THE TASK » Starting at the line that contains "Write a component", reproduce each line exactly up to and including the line that contains "const easeIn: Ease = (t) => t ** 1.3;". Reproduce nothing else.

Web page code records
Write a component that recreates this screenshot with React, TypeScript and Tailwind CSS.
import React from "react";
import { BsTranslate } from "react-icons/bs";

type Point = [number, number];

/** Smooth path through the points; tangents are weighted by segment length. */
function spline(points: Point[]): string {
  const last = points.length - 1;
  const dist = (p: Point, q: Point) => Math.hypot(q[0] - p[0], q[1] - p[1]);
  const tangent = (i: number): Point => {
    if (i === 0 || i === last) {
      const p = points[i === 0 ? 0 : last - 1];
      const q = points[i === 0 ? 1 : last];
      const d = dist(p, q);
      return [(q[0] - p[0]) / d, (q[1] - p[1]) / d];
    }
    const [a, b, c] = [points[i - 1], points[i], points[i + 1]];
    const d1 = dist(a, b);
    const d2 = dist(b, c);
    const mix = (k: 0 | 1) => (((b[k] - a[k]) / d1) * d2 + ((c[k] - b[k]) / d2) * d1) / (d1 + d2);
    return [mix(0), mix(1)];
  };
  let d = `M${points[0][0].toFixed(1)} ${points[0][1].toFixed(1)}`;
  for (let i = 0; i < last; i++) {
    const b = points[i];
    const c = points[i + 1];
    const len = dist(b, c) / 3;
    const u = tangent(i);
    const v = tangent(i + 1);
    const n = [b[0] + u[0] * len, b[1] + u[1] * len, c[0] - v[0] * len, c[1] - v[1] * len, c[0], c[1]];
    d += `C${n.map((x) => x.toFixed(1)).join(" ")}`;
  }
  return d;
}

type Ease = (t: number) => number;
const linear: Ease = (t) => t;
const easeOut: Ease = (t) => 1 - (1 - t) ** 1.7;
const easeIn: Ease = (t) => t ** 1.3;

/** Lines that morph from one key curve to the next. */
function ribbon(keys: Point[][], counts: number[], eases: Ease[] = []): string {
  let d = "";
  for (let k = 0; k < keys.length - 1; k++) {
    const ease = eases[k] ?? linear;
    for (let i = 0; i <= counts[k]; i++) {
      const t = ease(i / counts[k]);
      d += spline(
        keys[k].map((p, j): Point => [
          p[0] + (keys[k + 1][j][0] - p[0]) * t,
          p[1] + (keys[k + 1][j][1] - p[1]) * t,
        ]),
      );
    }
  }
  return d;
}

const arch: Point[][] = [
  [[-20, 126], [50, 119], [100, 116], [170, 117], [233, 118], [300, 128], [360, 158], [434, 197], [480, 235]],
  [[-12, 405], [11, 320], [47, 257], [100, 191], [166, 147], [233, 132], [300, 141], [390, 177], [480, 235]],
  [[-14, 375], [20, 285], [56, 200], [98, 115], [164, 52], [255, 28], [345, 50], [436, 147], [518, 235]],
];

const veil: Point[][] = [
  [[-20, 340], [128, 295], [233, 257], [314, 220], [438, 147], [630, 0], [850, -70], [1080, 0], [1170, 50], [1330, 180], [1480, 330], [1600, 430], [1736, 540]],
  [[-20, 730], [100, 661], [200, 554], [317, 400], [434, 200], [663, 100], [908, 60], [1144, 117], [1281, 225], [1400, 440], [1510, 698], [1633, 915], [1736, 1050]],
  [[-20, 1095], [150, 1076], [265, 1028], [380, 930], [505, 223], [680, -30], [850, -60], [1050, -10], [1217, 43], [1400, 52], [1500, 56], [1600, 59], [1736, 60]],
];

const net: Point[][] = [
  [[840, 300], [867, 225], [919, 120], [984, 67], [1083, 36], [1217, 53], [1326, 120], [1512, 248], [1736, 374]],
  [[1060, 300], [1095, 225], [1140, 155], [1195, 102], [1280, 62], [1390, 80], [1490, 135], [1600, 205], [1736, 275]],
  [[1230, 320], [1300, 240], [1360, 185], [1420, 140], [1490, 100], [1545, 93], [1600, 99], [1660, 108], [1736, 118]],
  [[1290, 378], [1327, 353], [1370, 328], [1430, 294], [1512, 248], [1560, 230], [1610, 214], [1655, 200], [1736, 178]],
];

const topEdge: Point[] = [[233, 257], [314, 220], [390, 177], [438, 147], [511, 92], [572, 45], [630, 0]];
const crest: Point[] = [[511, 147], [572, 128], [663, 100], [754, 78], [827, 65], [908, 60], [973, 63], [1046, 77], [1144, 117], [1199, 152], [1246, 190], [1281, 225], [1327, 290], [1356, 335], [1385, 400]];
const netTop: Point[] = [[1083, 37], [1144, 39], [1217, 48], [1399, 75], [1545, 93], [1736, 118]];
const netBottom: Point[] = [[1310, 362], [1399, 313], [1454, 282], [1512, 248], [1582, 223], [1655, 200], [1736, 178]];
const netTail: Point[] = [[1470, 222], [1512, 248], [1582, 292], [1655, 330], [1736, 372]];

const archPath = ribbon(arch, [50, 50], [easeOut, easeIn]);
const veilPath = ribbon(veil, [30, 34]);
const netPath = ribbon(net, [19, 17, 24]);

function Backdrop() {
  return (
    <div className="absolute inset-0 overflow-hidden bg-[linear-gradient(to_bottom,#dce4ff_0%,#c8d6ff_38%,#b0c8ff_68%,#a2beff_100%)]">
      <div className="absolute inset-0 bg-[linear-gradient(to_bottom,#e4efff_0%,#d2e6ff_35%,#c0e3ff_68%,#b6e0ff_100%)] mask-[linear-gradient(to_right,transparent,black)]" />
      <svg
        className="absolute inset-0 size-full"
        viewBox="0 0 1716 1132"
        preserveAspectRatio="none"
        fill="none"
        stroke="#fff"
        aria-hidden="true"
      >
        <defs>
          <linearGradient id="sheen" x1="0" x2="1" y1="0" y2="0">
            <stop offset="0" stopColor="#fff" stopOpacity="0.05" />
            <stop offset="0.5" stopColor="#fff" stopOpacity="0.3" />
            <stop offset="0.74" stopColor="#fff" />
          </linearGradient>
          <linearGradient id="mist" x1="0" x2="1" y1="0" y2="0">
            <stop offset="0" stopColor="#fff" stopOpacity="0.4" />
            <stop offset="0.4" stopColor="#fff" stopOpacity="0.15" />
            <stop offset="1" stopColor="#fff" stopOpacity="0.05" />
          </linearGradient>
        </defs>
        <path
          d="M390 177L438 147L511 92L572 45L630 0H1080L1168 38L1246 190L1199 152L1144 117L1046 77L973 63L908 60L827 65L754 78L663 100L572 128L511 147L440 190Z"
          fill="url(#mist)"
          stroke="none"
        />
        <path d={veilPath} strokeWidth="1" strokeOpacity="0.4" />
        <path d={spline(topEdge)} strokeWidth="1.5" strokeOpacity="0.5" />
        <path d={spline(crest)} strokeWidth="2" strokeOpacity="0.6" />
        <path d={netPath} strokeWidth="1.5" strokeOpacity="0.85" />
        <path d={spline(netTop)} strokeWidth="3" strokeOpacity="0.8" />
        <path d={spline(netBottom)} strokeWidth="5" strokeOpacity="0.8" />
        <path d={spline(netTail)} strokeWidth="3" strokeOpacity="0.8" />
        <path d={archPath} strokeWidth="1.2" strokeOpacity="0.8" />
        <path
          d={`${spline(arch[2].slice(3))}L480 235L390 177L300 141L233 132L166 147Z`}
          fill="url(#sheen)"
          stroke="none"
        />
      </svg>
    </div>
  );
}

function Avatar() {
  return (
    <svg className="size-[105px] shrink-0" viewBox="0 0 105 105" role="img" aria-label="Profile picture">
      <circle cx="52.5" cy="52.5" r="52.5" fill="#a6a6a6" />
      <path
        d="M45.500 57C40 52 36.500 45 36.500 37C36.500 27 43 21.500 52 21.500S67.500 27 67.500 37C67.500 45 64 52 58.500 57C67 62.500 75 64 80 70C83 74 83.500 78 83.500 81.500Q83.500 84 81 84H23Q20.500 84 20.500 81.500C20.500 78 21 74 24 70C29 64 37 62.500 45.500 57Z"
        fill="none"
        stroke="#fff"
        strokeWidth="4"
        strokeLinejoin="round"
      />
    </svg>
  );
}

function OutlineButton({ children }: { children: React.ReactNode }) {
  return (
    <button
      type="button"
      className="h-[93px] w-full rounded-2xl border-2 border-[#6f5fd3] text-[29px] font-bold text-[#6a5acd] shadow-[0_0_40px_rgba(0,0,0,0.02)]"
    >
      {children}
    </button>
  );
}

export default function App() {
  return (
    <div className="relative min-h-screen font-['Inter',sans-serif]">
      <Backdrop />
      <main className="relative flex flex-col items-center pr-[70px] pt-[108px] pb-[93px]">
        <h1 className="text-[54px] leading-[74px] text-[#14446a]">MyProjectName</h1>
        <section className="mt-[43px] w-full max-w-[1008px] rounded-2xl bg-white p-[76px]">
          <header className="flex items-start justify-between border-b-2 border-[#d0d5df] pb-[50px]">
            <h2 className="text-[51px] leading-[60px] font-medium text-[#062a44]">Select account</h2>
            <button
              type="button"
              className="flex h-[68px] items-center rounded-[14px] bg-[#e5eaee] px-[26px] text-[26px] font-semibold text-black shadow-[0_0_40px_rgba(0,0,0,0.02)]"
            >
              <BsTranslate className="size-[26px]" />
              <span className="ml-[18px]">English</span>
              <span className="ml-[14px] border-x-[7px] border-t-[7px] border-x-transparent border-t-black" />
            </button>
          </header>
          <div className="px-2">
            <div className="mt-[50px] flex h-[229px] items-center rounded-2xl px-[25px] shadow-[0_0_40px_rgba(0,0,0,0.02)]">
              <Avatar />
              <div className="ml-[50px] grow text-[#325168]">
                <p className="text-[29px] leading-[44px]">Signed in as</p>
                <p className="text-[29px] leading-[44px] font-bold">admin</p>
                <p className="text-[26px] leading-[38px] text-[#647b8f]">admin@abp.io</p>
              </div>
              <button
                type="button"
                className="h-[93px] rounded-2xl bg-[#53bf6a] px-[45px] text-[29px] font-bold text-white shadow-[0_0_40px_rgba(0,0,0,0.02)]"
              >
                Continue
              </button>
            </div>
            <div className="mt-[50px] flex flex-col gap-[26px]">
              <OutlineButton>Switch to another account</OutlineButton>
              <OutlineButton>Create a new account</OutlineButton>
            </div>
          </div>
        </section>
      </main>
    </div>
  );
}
* * *
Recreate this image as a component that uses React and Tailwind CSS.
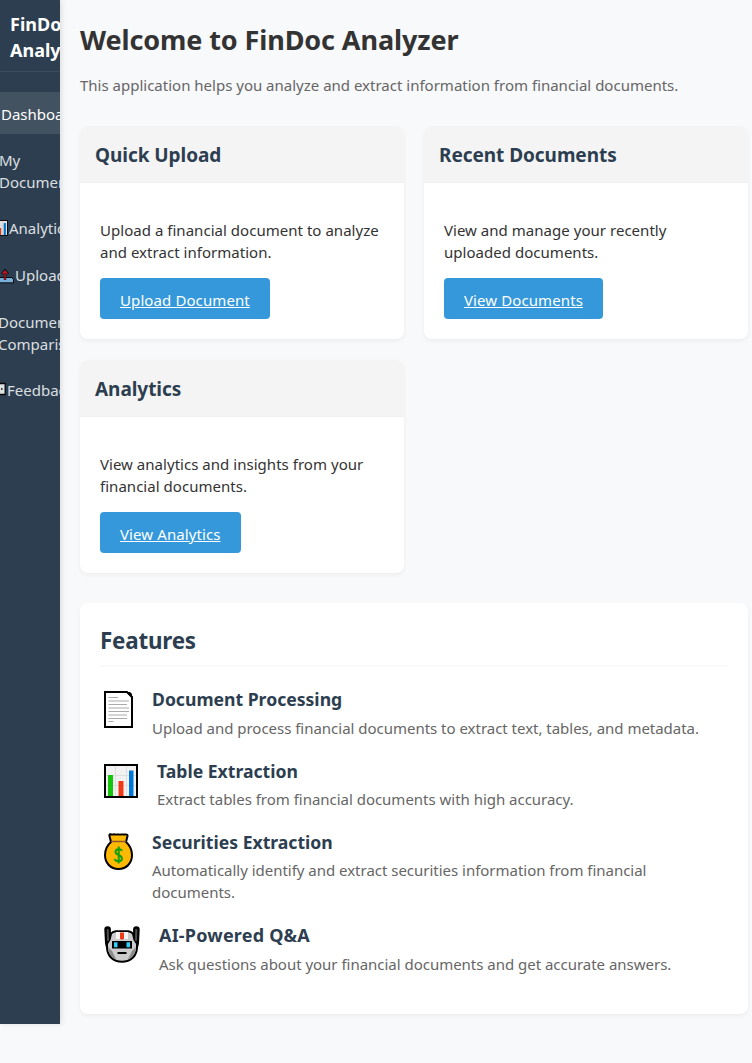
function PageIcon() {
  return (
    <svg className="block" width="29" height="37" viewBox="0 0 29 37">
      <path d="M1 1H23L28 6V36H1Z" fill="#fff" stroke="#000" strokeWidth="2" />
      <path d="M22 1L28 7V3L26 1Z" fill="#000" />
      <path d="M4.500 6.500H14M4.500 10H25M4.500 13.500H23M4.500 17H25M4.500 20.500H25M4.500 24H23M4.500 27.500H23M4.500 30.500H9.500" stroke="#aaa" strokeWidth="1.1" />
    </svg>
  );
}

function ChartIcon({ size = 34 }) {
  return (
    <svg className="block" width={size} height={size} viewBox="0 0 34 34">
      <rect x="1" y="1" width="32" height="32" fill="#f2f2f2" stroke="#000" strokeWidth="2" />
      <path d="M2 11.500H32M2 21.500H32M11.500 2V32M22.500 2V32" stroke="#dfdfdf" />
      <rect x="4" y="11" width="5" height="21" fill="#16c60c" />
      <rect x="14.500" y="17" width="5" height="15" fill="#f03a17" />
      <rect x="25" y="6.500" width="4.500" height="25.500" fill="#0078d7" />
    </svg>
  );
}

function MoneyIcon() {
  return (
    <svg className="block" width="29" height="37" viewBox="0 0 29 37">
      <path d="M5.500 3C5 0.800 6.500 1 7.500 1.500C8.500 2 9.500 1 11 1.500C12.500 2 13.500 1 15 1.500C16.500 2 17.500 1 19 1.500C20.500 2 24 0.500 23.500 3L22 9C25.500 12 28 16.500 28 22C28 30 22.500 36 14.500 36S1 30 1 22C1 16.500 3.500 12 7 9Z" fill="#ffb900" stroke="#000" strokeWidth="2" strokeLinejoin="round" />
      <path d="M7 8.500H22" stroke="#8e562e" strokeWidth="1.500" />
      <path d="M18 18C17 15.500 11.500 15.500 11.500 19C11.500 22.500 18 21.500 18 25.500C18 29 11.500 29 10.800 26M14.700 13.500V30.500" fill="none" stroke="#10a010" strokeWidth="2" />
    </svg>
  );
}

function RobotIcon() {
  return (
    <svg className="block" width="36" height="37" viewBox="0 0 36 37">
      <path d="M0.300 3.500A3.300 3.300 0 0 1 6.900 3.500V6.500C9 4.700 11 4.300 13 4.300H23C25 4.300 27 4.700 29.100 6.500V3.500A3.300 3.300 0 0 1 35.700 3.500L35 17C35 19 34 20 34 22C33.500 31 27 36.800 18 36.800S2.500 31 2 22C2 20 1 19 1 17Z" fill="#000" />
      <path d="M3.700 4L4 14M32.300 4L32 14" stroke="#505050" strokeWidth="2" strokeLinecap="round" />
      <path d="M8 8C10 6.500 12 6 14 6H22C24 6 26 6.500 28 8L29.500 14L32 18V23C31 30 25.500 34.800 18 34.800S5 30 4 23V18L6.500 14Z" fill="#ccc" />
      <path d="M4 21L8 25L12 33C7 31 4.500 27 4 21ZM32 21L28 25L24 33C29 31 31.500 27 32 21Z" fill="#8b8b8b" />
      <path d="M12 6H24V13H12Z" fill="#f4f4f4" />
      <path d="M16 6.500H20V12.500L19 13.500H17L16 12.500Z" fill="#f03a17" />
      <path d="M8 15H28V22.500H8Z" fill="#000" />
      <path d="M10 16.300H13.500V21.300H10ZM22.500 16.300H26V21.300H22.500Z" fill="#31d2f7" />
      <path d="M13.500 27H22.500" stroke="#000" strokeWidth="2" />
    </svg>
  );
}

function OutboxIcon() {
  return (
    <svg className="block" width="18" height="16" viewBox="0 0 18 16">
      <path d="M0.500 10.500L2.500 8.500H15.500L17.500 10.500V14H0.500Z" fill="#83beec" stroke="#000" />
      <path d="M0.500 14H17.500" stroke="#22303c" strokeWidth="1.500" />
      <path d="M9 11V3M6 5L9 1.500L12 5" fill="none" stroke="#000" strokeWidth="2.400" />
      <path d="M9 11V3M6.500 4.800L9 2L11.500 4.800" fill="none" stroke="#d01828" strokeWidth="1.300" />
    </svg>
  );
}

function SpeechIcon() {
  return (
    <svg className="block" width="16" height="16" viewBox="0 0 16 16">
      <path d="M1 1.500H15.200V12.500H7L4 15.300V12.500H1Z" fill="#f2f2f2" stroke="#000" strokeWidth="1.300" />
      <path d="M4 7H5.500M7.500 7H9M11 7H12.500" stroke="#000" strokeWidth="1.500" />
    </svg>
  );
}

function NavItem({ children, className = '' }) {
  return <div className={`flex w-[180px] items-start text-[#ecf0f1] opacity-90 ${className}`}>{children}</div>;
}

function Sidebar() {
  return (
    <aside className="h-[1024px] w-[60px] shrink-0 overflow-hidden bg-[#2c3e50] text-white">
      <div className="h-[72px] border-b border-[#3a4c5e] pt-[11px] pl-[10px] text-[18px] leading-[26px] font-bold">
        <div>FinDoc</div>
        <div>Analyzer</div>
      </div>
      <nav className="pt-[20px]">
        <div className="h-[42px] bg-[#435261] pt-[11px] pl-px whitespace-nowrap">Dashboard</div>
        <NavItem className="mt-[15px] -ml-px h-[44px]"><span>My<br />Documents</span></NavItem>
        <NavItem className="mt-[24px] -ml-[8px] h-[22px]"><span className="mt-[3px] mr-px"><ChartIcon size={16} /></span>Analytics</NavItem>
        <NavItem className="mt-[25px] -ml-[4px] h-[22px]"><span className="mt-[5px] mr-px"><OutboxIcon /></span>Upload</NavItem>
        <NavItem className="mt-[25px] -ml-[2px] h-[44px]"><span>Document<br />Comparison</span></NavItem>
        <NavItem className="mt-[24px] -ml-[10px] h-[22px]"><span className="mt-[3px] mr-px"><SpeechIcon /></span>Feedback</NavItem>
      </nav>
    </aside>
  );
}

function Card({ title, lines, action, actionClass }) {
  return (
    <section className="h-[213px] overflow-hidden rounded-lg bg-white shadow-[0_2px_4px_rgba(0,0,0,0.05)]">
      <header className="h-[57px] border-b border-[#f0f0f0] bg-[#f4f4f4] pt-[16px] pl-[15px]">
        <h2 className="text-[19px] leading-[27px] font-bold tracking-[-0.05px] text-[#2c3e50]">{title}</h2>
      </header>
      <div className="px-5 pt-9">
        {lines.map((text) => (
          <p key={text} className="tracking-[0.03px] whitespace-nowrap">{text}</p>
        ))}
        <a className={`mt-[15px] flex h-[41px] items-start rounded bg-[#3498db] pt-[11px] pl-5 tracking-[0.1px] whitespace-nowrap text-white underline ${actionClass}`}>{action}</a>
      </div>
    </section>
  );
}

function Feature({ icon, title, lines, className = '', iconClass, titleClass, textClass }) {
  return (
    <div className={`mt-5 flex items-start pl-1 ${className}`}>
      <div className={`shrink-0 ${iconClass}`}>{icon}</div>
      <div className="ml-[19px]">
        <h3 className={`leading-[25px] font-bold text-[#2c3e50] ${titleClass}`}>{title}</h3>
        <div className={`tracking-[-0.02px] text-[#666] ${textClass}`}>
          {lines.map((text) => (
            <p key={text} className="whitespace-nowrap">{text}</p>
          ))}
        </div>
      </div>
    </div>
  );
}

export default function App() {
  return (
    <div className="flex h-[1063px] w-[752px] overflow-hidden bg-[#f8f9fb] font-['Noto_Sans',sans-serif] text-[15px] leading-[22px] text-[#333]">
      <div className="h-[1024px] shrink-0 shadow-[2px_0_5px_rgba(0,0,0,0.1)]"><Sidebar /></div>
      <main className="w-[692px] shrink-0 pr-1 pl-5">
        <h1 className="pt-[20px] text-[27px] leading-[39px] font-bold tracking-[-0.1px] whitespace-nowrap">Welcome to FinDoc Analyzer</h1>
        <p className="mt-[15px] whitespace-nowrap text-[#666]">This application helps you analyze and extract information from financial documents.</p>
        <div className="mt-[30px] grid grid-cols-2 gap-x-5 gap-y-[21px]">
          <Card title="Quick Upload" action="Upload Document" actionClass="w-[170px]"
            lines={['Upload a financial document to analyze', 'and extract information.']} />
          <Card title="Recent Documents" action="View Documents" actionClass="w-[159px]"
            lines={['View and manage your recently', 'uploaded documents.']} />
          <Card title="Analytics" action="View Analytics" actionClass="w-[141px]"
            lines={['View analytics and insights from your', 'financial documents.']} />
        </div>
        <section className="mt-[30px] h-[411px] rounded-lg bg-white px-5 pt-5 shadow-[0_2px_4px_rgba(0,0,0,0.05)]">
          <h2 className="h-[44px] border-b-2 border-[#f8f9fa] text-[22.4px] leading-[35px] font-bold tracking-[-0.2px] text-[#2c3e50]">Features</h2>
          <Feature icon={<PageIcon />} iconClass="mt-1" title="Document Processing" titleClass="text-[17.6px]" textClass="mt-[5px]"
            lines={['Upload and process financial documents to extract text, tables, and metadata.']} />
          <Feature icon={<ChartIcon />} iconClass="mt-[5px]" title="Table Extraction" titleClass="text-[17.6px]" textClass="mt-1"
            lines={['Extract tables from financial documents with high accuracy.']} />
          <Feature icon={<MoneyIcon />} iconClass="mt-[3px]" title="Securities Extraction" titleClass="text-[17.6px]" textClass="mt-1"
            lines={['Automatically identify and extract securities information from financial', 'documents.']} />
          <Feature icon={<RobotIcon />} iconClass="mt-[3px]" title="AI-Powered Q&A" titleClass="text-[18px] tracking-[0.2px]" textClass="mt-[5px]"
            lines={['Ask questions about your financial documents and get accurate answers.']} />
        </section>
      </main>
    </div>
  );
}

TASK RESULT »
Write a component that recreates this screenshot with React, TypeScript and Tailwind CSS.
import React from "react";
import { BsTranslate } from "react-icons/bs";

type Point = [number, number];

/** Smooth path through the points; tangents are weighted by segment length. */
function spline(points: Point[]): string {
  const last = points.length - 1;
  const dist = (p: Point, q: Point) => Math.hypot(q[0] - p[0], q[1] - p[1]);
  const tangent = (i: number): Point => {
    if (i === 0 || i === last) {
      const p = points[i === 0 ? 0 : last - 1];
      const q = points[i === 0 ? 1 : last];
      const d = dist(p, q);
      return [(q[0] - p[0]) / d, (q[1] - p[1]) / d];
    }
    const [a, b, c] = [points[i - 1], points[i], points[i + 1]];
    const d1 = dist(a, b);
    const d2 = dist(b, c);
    const mix = (k: 0 | 1) => (((b[k] - a[k]) / d1) * d2 + ((c[k] - b[k]) / d2) * d1) / (d1 + d2);
    return [mix(0), mix(1)];
  };
  let d = `M${points[0][0].toFixed(1)} ${points[0][1].toFixed(1)}`;
  for (let i = 0; i < last; i++) {
    const b = points[i];
    const c = points[i + 1];
    const len = dist(b, c) / 3;
    const u = tangent(i);
    const v = tangent(i + 1);
    const n = [b[0] + u[0] * len, b[1] + u[1] * len, c[0] - v[0] * len, c[1] - v[1] * len, c[0], c[1]];
    d += `C${n.map((x) => x.toFixed(1)).join(" ")}`;
  }
  return d;
}

type Ease = (t: number) => number;
const linear: Ease = (t) => t;
const easeOut: Ease = (t) => 1 - (1 - t) ** 1.7;
const easeIn: Ease = (t) => t ** 1.3;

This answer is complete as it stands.